Transportation Initiatives

Indego Bike Share
The City of Philadelphia and Independence Blue Cross are partnering to bring Indego to Philadelphia in spring 2015. Philadelphia will launch a bike share system with over 60 stations and 600 bikes and join other leading cities, including Washington DC, Boston, Chicago, New York, Denver, Toronto, Montreal, London and Paris, in offering a bike sharing system. Bike sharing is an affordable, healthy, safe, sustainable addition to a city’s transportation options. For more information about Indego, visit

Pedestrian Safety
In 2013 the City of Philadelphia experienced over 1800 pedestrians being hit by drivers and of those, 37 pedestrians were killed. In an effort to make our roads safer The City of Philadelphia received a competitive grant from the National Highway Traffic Safety Administration in 2014 to engage Philadelphians in a conversation around road safety in an innovative manner. The resulting campaign is It's Road Safety, Not Rocket Science.

Growing Philadelphia’s Bike Lane Network
Philadelphia has well over 200 miles of bike lanes. MOTU’s challenge has been to connect the disparate legs of this network and bring those who ride bikes into the heart of Philadelphia. The Spruce – Pine Bike Lanes connect both sides of Center City with a protected bike lane. Planned North-South Connectors will make it easier for bicyclists to come into Center City. MOTU’s bike lane network expansion has made it easier for bicyclists to get around and has made it safer for everybody. For a map and comprehensive listing of Philadelphia's Bike Routes, click here. (Photo by Kyle Gradinger)

Transit First
The Transit First Initiative is a collaborative venture between the City of Philadelphia and SEPTA, to smooth inefficiencies between City and SEPTA operations and improve transit service on key routes. The Transit First Initiative has helped improve operations at the Frankford Transportation Center, was the force behind upcoming transit signal prioritization projects on key corridors.

South Street Bridge
When the South Street Bridge closed in December of 2008, the Mayor’s Office of Transportation and Utilities worked closely with local stakeholders to make sure that when it was rebuilt, it would serve all users, from pedestrians to bicyclists, and not just motorists. The bridge re-opened in November 2010, on budget and on schedule, to great public fanfare.

40th Street Bridge
The 40th Street Bridge currently spans over AMTRAK’s New York-Harrisburg- Pittsburgh line. SEPTA’s Main Line Commuter trains also share these tracks. Due to structural deficiencies, the current bridge was closed to traffic on August 17, 2007. On December 15, 2010, construction work commenced to completely remove and replace the existing 40th Street Bridge. The new 40th Street Bridge is being built along the same alignment, with slightly wider sidewalks. The bridge reopened in November 2010.

Airport Expansion
The Philadelphia International Airport (PHL) is Philadelphia’s gateway to the world. The Office has supported the Airport’s FAA approved $5.2 billion expansion which aims to reduce chronic delays and accommodate 50 years worth of growth in traffic. This expansion will lengthen two runways, build a fifth runway, and develop a new commuter terminal, additional gates, parking, and an automated “people mover” along with a new hub for rental cars. The project will take 13 years to complete, by which point the airport will be serving approximately 60 million passengers and will reduce delay time to 5.2 minutes. The project will create 2,880 airport jobs once complete and will employ 3,700 construction jobs a year during construction.

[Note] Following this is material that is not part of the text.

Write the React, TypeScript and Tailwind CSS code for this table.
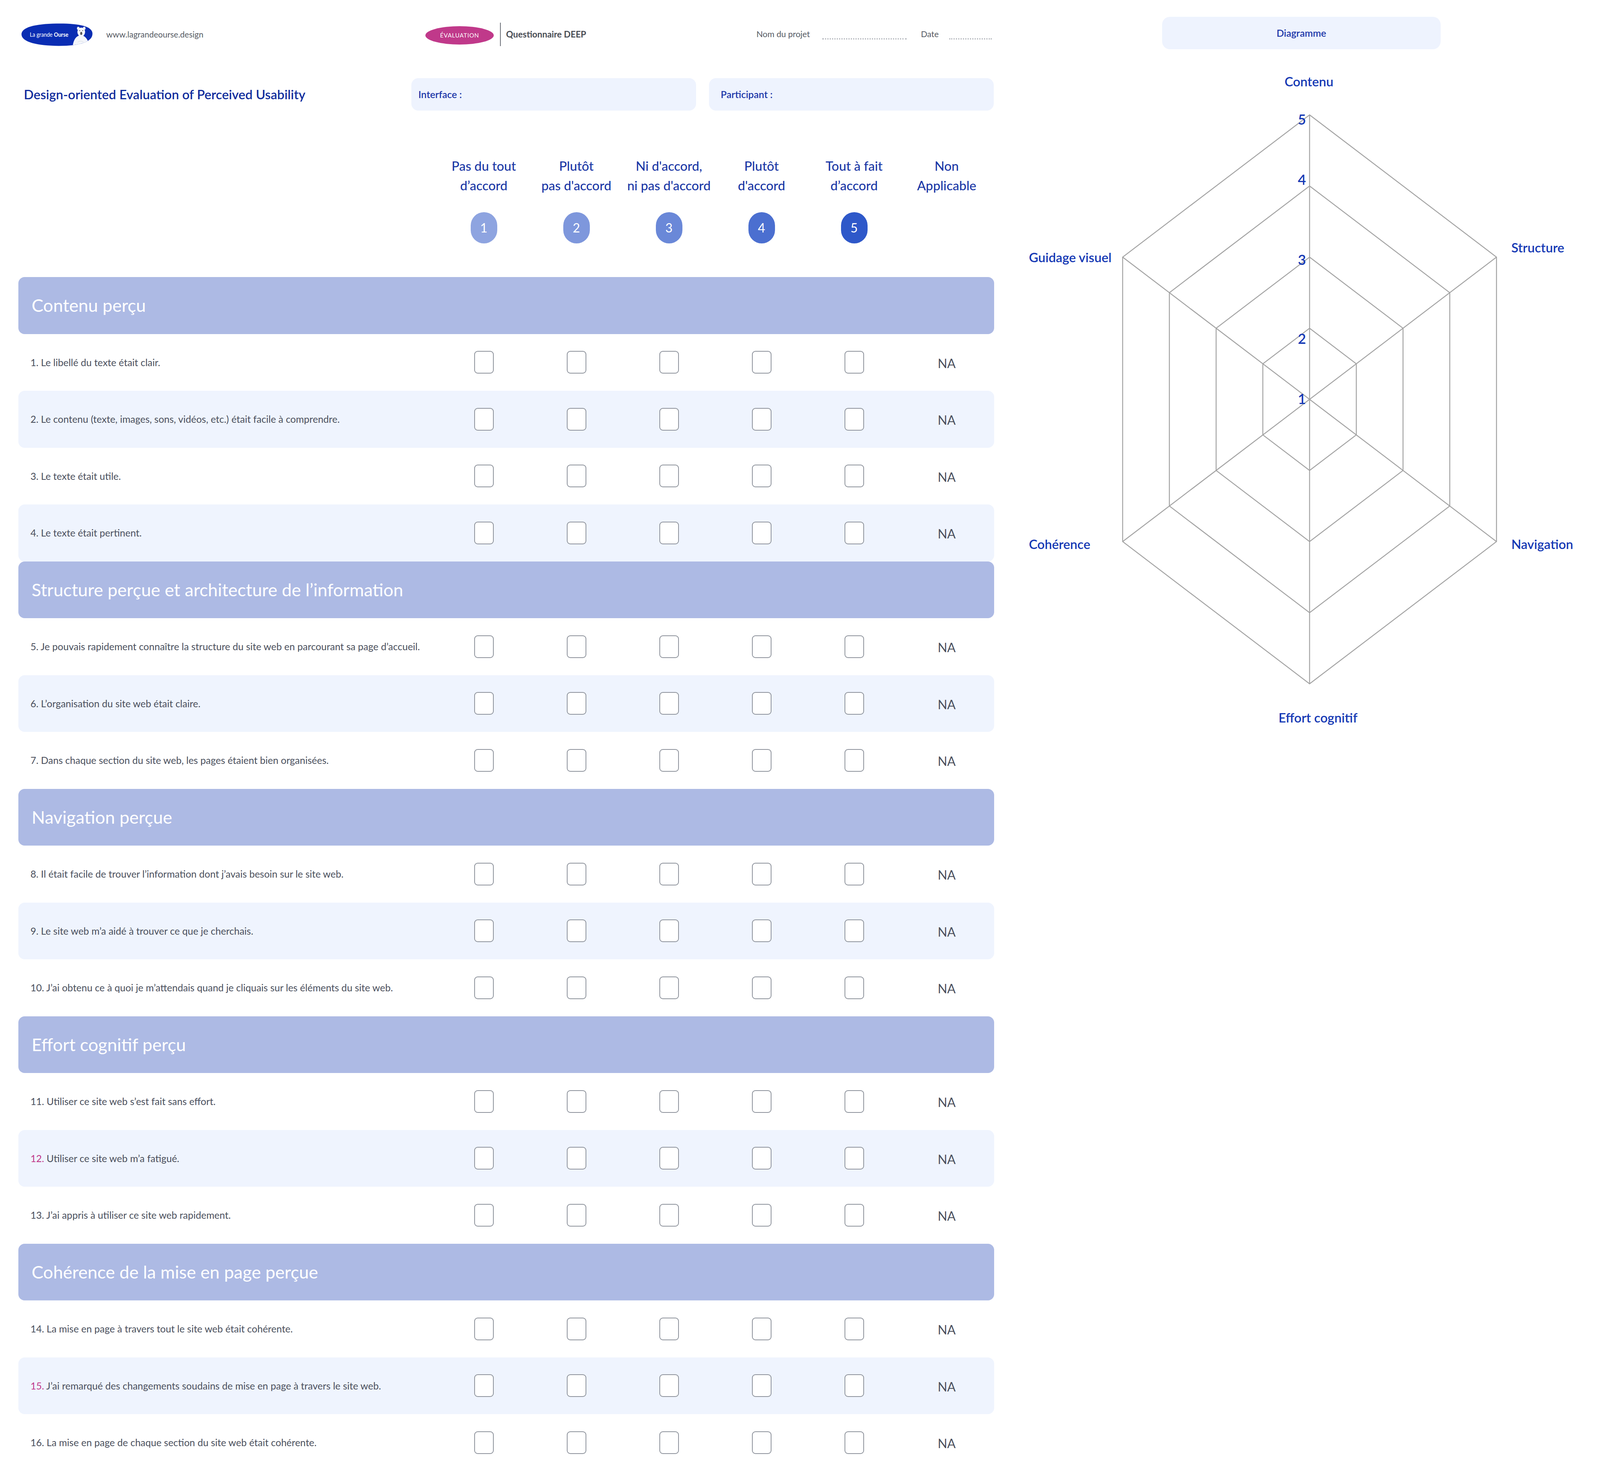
import React from "react";

const sections = [
  {
    title: "Contenu perçu",
    items: [
      { n: 1, t: "Le libellé du texte était clair." },
      { n: 2, t: "Le contenu (texte, images, sons, vidéos, etc.) était facile à comprendre." },
      { n: 3, t: "Le texte était utile." },
      { n: 4, t: "Le texte était pertinent." },
    ],
  },
  {
    title: "Structure perçue et architecture de l’information",
    items: [
      { n: 5, t: "Je pouvais rapidement connaître la structure du site web en parcourant sa page d’accueil." },
      { n: 6, t: "L’organisation du site web était claire." },
      { n: 7, t: "Dans chaque section du site web, les pages étaient bien organisées." },
    ],
  },
  {
    title: "Navigation perçue",
    items: [
      { n: 8, t: "Il était facile de trouver l’information dont j’avais besoin sur le site web." },
      { n: 9, t: "Le site web m’a aidé à trouver ce que je cherchais." },
      { n: 10, t: "J’ai obtenu ce à quoi je m’attendais quand je cliquais sur les éléments du site web." },
    ],
  },
  {
    title: "Effort cognitif perçu",
    items: [
      { n: 11, t: "Utiliser ce site web s’est fait sans effort." },
      { n: 12, t: "Utiliser ce site web m’a fatigué.", reverse: true },
      { n: 13, t: "J’ai appris à utiliser ce site web rapidement." },
    ],
  },
  {
    title: "Cohérence de la mise en page perçue",
    items: [
      { n: 14, t: "La mise en page à travers tout le site web était cohérente." },
      { n: 15, t: "J’ai remarqué des changements soudains de mise en page à travers le site web.", reverse: true },
      { n: 16, t: "La mise en page de chaque section du site web était cohérente." },
    ],
  },
];

const scale = [
  { label: ["Pas du tout", "d’accord"], color: "bg-[#8ea4e0]" },
  { label: ["Plutôt", "pas d'accord"], color: "bg-[#7e97dc]" },
  { label: ["Ni d'accord,", "ni pas d'accord"], color: "bg-[#6a88d8]" },
  { label: ["Plutôt", "d'accord"], color: "bg-[#4b6fd0]" },
  { label: ["Tout à fait", "d’accord"], color: "bg-[#2e58c9]" },
];

function Logo() {
  const blob = "M4 38 C2 16 50 6 122 5 C195 4 243 12 244 34 C245 58 205 71 130 71 C58 71 6 60 4 38Z";
  return (
    <svg width="187" height="64" viewBox="0 0 247 74" preserveAspectRatio="none">
      <defs>
        <clipPath id="blob">
          <path d={blob} />
        </clipPath>
      </defs>
      <path d={blob} fill="#0a2db3" />
      <text x="32" y="44" fontSize="18" fill="#fff" fontFamily="Lato, sans-serif">
        La grande <tspan fontWeight="700">Ourse</tspan>
      </text>
      <g clipPath="url(#blob)">
        <path d="M176 80 C178 56 186 44 200 40 C214 38 230 46 236 80 Z" fill="#f4f6fa" />
        <circle cx="196" cy="19" r="4.5" fill="#eef1f6" />
        <circle cx="216" cy="19" r="4.5" fill="#eef1f6" />
        <ellipse cx="206" cy="30" rx="13" ry="13" fill="#f7f8fb" />
        <circle cx="201" cy="26" r="1.3" fill="#333" />
        <circle cx="211" cy="26" r="1.3" fill="#333" />
        <ellipse cx="206" cy="34" rx="3.5" ry="4.5" fill="#555" />
        <path d="M194 60 C200 56 208 56 214 60" stroke="#ccd2dc" strokeWidth="1" fill="none" />
      </g>
    </svg>
  );
}

function Checkbox() {
  return <div className="h-[58px] w-[50px] rounded-[9px] border-[2px] border-[#8e939c] bg-white" />;
}

function Row({ n, t, reverse, shaded }: { n: number; t: string; reverse?: boolean; shaded: boolean }) {
  return (
    <div
      className={`grid h-[145.5px] grid-cols-[1073px_repeat(6,237px)] items-center rounded-[16px] ${
        shaded ? "bg-[#eff4fe]" : ""
      }`}
    >
      <p className="pl-[31px] text-[25px] text-[#4a4f5c]">
        <span className={reverse ? "text-[#c0398a]" : ""}>{n}.</span> {t}
      </p>
      {[0, 1, 2, 3, 4].map((i) => (
        <div key={i} className="flex justify-center">
          <Checkbox />
        </div>
      ))}
      <div className="pt-[5px] text-center text-[32px] text-[#4a4f5c]">NA</div>
    </div>
  );
}

function RadarChart() {
  // x in page px, y in page px (the frame is narrower than it is tall relative to the print)
  const cx = 807.5;
  const cy = 896;
  const R = 728;
  const kx = 0.759;
  const angles = [-90, -30, 30, 90, 150, 210].map((a) => (a * Math.PI) / 180);
  const px = (r: number, a: number) => cx + r * kx * Math.cos(a);
  const py = (r: number, a: number) => cy + r * Math.sin(a);
  const levels = [1, 2, 3, 4].map((k) => (R * k) / 4);
  const levelLabels = [
    { v: "5", y: 179 },
    { v: "4", y: 333 },
    { v: "3", y: 538 },
    { v: "2", y: 740 },
    { v: "1", y: 894 },
  ];
  const axes = [
    { t: "Contenu", x: 806, y: 82, anchor: "middle" },
    { t: "Structure", x: 1324, y: 507, anchor: "start" },
    { t: "Navigation", x: 1324, y: 1266, anchor: "start" },
    { t: "Effort cognitif", x: 829, y: 1710, anchor: "middle" },
    { t: "Cohérence", x: 89, y: 1266, anchor: "start" },
    { t: "Guidage visuel", x: 89, y: 532, anchor: "start" },
  ];
  return (
    <svg width="1551" height="1800" viewBox="0 0 1551 1800" fontFamily="Lato, sans-serif">
      {levels.map((r) => (
        <polygon
          key={r}
          points={angles.map((a) => `${px(r, a)},${py(r, a)}`).join(" ")}
          fill="none"
          stroke="#a3a3a3"
          strokeWidth="2.4"
        />
      ))}
      {angles.map((a, i) => (
        <line key={i} x1={cx} y1={cy} x2={px(R, a)} y2={py(R, a)} stroke="#a3a3a3" strokeWidth="2.4" />
      ))}
      {levelLabels.map((l) => (
        <text
          key={l.v}
          x={788}
          y={l.y}
          fontSize="36"
          fontWeight="600"
          fill="#1438b4"
          textAnchor="middle"
          dominantBaseline="central"
        >
          {l.v}
        </text>
      ))}
      {axes.map((a) => (
        <text
          key={a.t}
          x={a.x}
          y={a.y}
          fontSize="33"
          fontWeight="600"
          fill="#1438b4"
          textAnchor={a.anchor as "start" | "middle"}
          dominantBaseline="central"
        >
          {a.t}
        </text>
      ))}
    </svg>
  );
}

export default function App() {
  return (
    <div className="flex h-[3762px] w-[4096px] overflow-hidden bg-white font-['Lato',sans-serif]">
      {/* questionnaire */}
      <div className="ml-[47px] w-[2498px] shrink-0">
        <div className="mt-[46px] flex h-[83px] items-center">
          <div className="flex w-[1042px] items-center">
            <div className="ml-[5px] flex">
              <Logo />
            </div>
            <span className="ml-[33px] text-[21px] text-[#555a63]">www.lagrandeourse.design</span>
          </div>
          <div className="mt-[5px] flex h-[47px] w-[175px] items-center justify-center rounded-[50%] bg-[#c0398a] text-[15px] tracking-[0.8px] text-white">
            ÉVALUATION
          </div>
          <div className="ml-[16px] h-[60px] w-[1.5px] bg-[#6b6f77]" />
          <div className="w-[655px] pl-[14px] text-[22.5px] font-bold text-[#474b53]">Questionnaire DEEP</div>
          <span className="w-[168px] text-[21.5px] text-[#555a63]">Nom du projet</span>
          <div className="mt-[24px] w-[216px] border-b-[3px] border-dotted border-[#b3b6bc]" />
          <span className="ml-[37px] w-[72px] text-[21.5px] text-[#555a63]">Date</span>
          <div className="mt-[24px] w-[109px] border-b-[3px] border-dotted border-[#b3b6bc]" />
        </div>

        <div className="mt-[71px] flex h-[83px] items-center">
          <h1 className="w-[1006px] pl-[14px] text-[33px] font-semibold text-[#102c9c]">
            Design-oriented Evaluation of Perceived Usability
          </h1>
          <div className="flex h-[83px] w-[729px] items-center rounded-[18px] bg-[#eef3fe] pl-[18px] text-[25px] font-semibold text-[#1b36a8]">
            Interface :
          </div>
          <div className="ml-[33px] flex h-[83px] w-[729px] items-center rounded-[18px] bg-[#eef3fe] pl-[30px] text-[25px] font-semibold text-[#1b36a8]">
            Participant :
          </div>
        </div>

        <div className="mt-[116px] grid grid-cols-[1073px_repeat(6,237px)]">
          <div />
          {scale.map((s, i) => (
            <div key={i} className="flex flex-col items-center">
              <div className="h-[100px] text-center text-[33px] font-medium leading-[50px] text-[#1b38a6]">
                {s.label[0]}
                <br />
                {s.label[1]}
              </div>
              <div
                className={`mt-[44px] flex h-[80px] w-[68px] items-center justify-center rounded-full text-[32px] text-white ${s.color}`}
              >
                {i + 1}
              </div>
            </div>
          ))}
          <div className="h-[100px] text-center text-[33px] font-medium leading-[50px] text-[#1b38a6]">
            Non
            <br />
            Applicable
          </div>
        </div>

        <div className="mt-[86px]">
          {sections.map((sec) => (
            <div key={sec.title}>
              <div className="flex h-[145.5px] items-center rounded-[16px] bg-[#adbae4] pl-[34px] text-[45px] text-white">
                {sec.title}
              </div>
              {sec.items.map((it, j) => (
                <Row key={it.n} n={it.n} t={it.t} reverse={it.reverse} shaded={j % 2 === 1} />
              ))}
            </div>
          ))}
        </div>
      </div>

      {/* diagram */}
      <div className="flex-1 pt-[43px]">
        <div className="ml-[430px] flex h-[83px] w-[713px] items-center justify-center rounded-[20px] bg-[#eef3fe] text-[25px] font-semibold text-[#1b36a8]">
          Diagramme
        </div>
        <RadarChart />
      </div>
    </div>
  );
}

Center City Mobility Enhancement
Philadelphians love to complain, and they love to complain about traffic. However the Mayor’s Office of Transportation and Utilities is trying to make sure that they have less to complain about, and is working with the Parking Authority and with the Police Department to relieve congestion.

Schuylkill River Parks Connector Bridge
In 2007, the City and CSX signed an agreement to allow at-grade crossing of CSX’s tracks in order to access the Schuylkill River. As a part of the agreement, the City built a bridge crossing the tracks near Locust St. This bridge provides access to the Schuylkill River trail from Center City without the need to cross railroad tracks.